You can only begin to know what you try. And what you find to be true in your explorations may not remain true forever, or even for a short time. I don’t know if moving to NY was the "right" thing to do. It's certainly expanded my world view, but so could any city. I don’t know if switching jobs for the third time right before I go on two vacations is the best financial decision I've ever made. I don’t know if I’ll ever get married and have children. I don’t know if I’ll ever "make it" as a comedian or a writer. But what I do know is that I don’t know. And the only way to seemingly know is to explore these narratives and decisions. Explore More.


So get curious, I say. Get curious about what you’re able to do in this little lifetime of yours - limbs or no limbs. And get curious about how it could impact others. Because although we’re a bunch of narcissists on some spectrum, one thing I am learning is how we treat others has a direct effect on our lives. And that the more we give the more we get. Not in some manifested way, or maybe it is, but that to love others is to love yourself. Because we’re all in this together team. We’re each a piece in the puzzle of life and we should all be doing our part to make it a little more bearable for one another. Especially to the assholes, and super especially to the people who’ve been hurt by the assholes. Trauma breeds trauma, if you can be of any influence in changing that - that's power.
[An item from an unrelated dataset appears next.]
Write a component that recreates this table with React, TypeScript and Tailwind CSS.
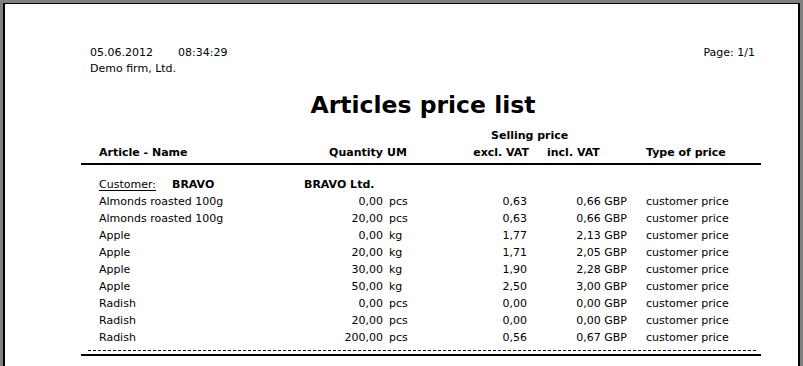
import React from "react";

const rows: [string, string, string, string, string][] = [
  ["Almonds roasted 100g", "0,00", "pcs", "0,63", "0,66 GBP"],
  ["Almonds roasted 100g", "20,00", "pcs", "0,63", "0,66 GBP"],
  ["Apple", "0,00", "kg", "1,77", "2,13 GBP"],
  ["Apple", "20,00", "kg", "1,71", "2,05 GBP"],
  ["Apple", "30,00", "kg", "1,90", "2,28 GBP"],
  ["Apple", "50,00", "kg", "2,50", "3,00 GBP"],
  ["Radish", "0,00", "pcs", "0,00", "0,00 GBP"],
  ["Radish", "20,00", "pcs", "0,00", "0,00 GBP"],
  ["Radish", "200,00", "pcs", "0,56", "0,67 GBP"],
];

export default function App() {
  return (
    <div className="w-[803px] h-[366px] overflow-hidden bg-[#808080] pl-[3px] pt-[3px] font-['DejaVu_Sans',sans-serif] text-black">
      <div className="w-[797px] h-[363px] bg-white border-t border-l-2 border-r-2 border-black pt-[41px] pl-[76px]">
        <div className="w-[680px]">
          <div className="flex justify-between pl-[9px] pr-[6px] text-[11px] leading-[16px]">
            <div>
              <div>
                <span>05.06.2012</span>
                <span className="ml-[25px]">08:34:29</span>
              </div>
              <div>Demo firm, Ltd.</div>
            </div>
            <div>Page: 1/1</div>
          </div>

          <div className="mt-[16px] pl-[4px] text-center text-[23.5px] leading-[24px] font-bold">
            Articles price list
          </div>

          <div className="mt-[10px] h-[17px] leading-[17px] text-[11px] font-bold pl-[410px]">
            Selling price
          </div>

          <div className="flex h-[17px] leading-[17px] text-[11px] font-bold pl-[18px] whitespace-nowrap">
            <div className="w-[220px]">Article - Name</div>
            <div className="w-[64px] text-right">Quantity</div>
            <div className="w-[66px] pl-[4px]">UM</div>
            <div className="w-[80px] text-right">excl. VAT</div>
            <div className="ml-[18px] w-[99px]">incl. VAT</div>
            <div>Type of price</div>
          </div>

          <div className="mt-[2px] h-[2px] bg-black" />

          <div className="mt-[11px] flex h-[17px] leading-[17px] text-[11px] pl-[18px] whitespace-nowrap">
            <div className="w-[73px] underline underline-offset-2">Customer:</div>
            <div className="w-[132px] font-bold">BRAVO</div>
            <div className="font-bold">BRAVO Ltd.</div>
          </div>

          {rows.map((r, i) => (
            <div
              key={i}
              className="flex h-[17px] leading-[17px] text-[11px] pl-[18px] whitespace-nowrap"
            >
              <div className="w-[220px]">{r[0]}</div>
              <div className="w-[64px] text-right">{r[1]}</div>
              <div className="w-[60px] pl-[6px]">{r[2]}</div>
              <div className="w-[84px] text-right">{r[3]}</div>
              <div className="w-[100px] text-right">{r[4]}</div>
              <div className="pl-[19px]">customer price</div>
            </div>
          ))}

          <svg className="block mt-[4px] ml-[7px]" width="669" height="1">
            <line x1="0" y1="0.5" x2="669" y2="0.5" stroke="black" strokeWidth="1" strokeDasharray="3 2" />
          </svg>
          <div className="mt-[3px] h-[2px] bg-black" />
        </div>
      </div>
    </div>
  );
}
This is your invitation, given by yours truly, to explore the fuck out of your life. Not that you needed one. But it’s there. And you're going to make mistakes, and you're going to ruffle some feathers - certainly your own - if you're doing it "right." All roads lead to the same destination - death. You are going to die, and it may hurt. So from here until then is a giant mystery, and hey, maybe that is pretty fucking cool.